*DIRECTIONS:* Make an exact copy of all the material below, apart from the pictures.

*SOURCE MATERIAL:*
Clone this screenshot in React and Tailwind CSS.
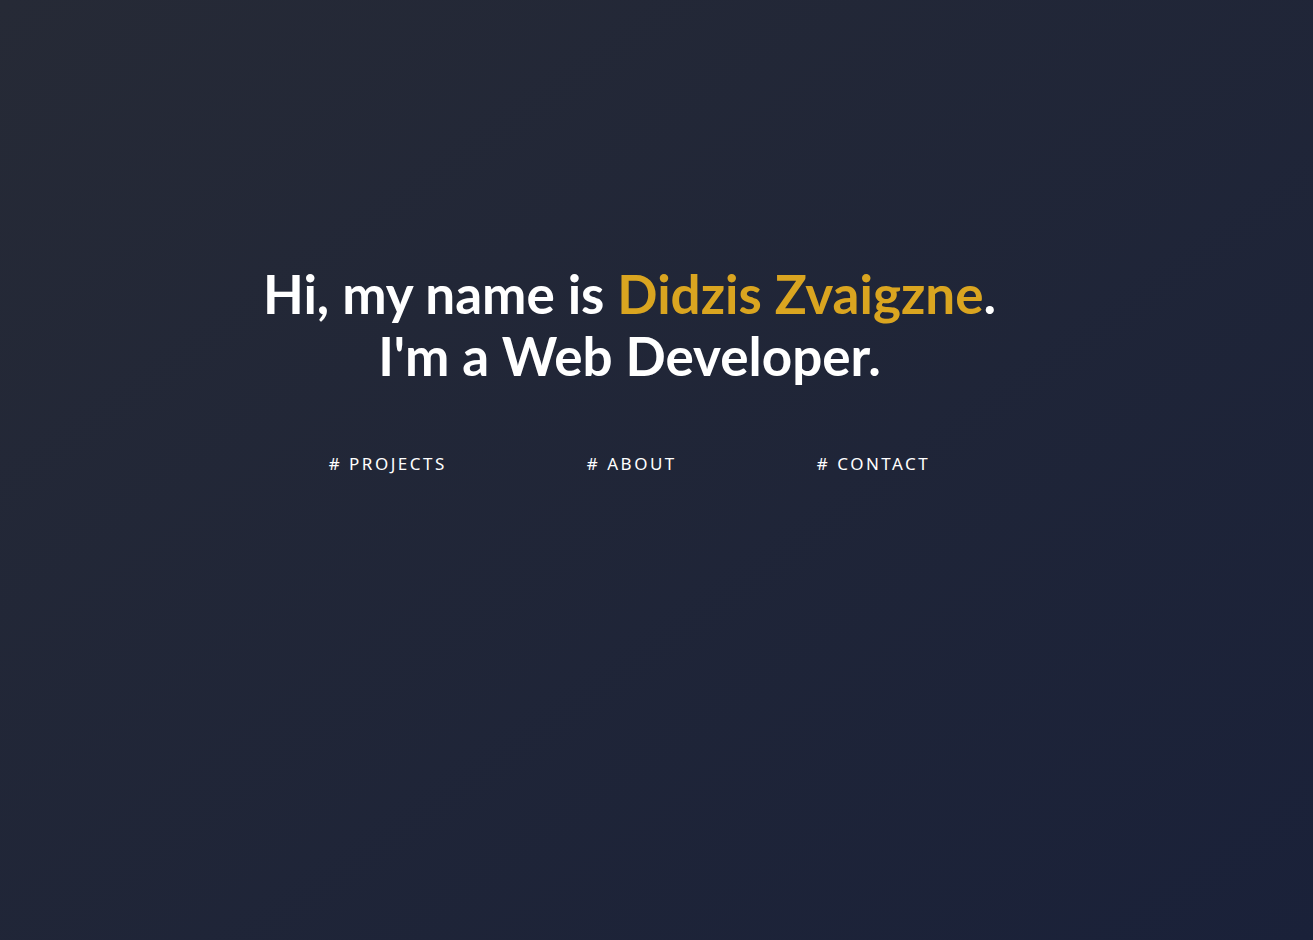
import React from 'react';

const links = ['PROJECTS', 'ABOUT', 'CONTACT'];

const App = () => {
  return (
    <div className="min-h-[940px] w-full bg-gradient-to-br from-[#262a36] to-[#1a2139] flex flex-col items-center pt-[263px] pr-[54px]">
      {/* Intro */}
      <h1 className="text-center text-white font-bold text-[53px] leading-[62px] font-['Lato','Noto_Sans',sans-serif]">
        Hi, my name is <span className="text-[#daa520]">Didzis Zvaigzne</span>.
        <br />
        I'm a Web Developer.
      </h1>

      {/* Navigation */}
      <nav className="mt-[64px] flex items-center gap-[140px] font-['Noto_Sans','Open_Sans',sans-serif] text-white text-[17px] tracking-[2.5px]">
        {links.map((link) => (
          <a key={link} href="#" className="hover:text-[#daa520] transition">
            # {link}
          </a>
        ))}
      </nav>
    </div>
  );
};

export default App;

*ANSWER FOR THIS EXERCISE:*
Clone this screenshot in React and Tailwind CSS.
import React from 'react';

const links = ['PROJECTS', 'ABOUT', 'CONTACT'];

const App = () => {
  return (
    <div className="min-h-[940px] w-full bg-gradient-to-br from-[#262a36] to-[#1a2139] flex flex-col items-center pt-[263px] pr-[54px]">
      {/* Intro */}
      <h1 className="text-center text-white font-bold text-[53px] leading-[62px] font-['Lato','Noto_Sans',sans-serif]">
        Hi, my name is <span className="text-[#daa520]">Didzis Zvaigzne</span>.
        <br />
        I'm a Web Developer.
      </h1>

      {/* Navigation */}
      <nav className="mt-[64px] flex items-center gap-[140px] font-['Noto_Sans','Open_Sans',sans-serif] text-white text-[17px] tracking-[2.5px]">
        {links.map((link) => (
          <a key={link} href="#" className="hover:text-[#daa520] transition">
            # {link}
          </a>
        ))}
      </nav>
    </div>
  );
};

export default App;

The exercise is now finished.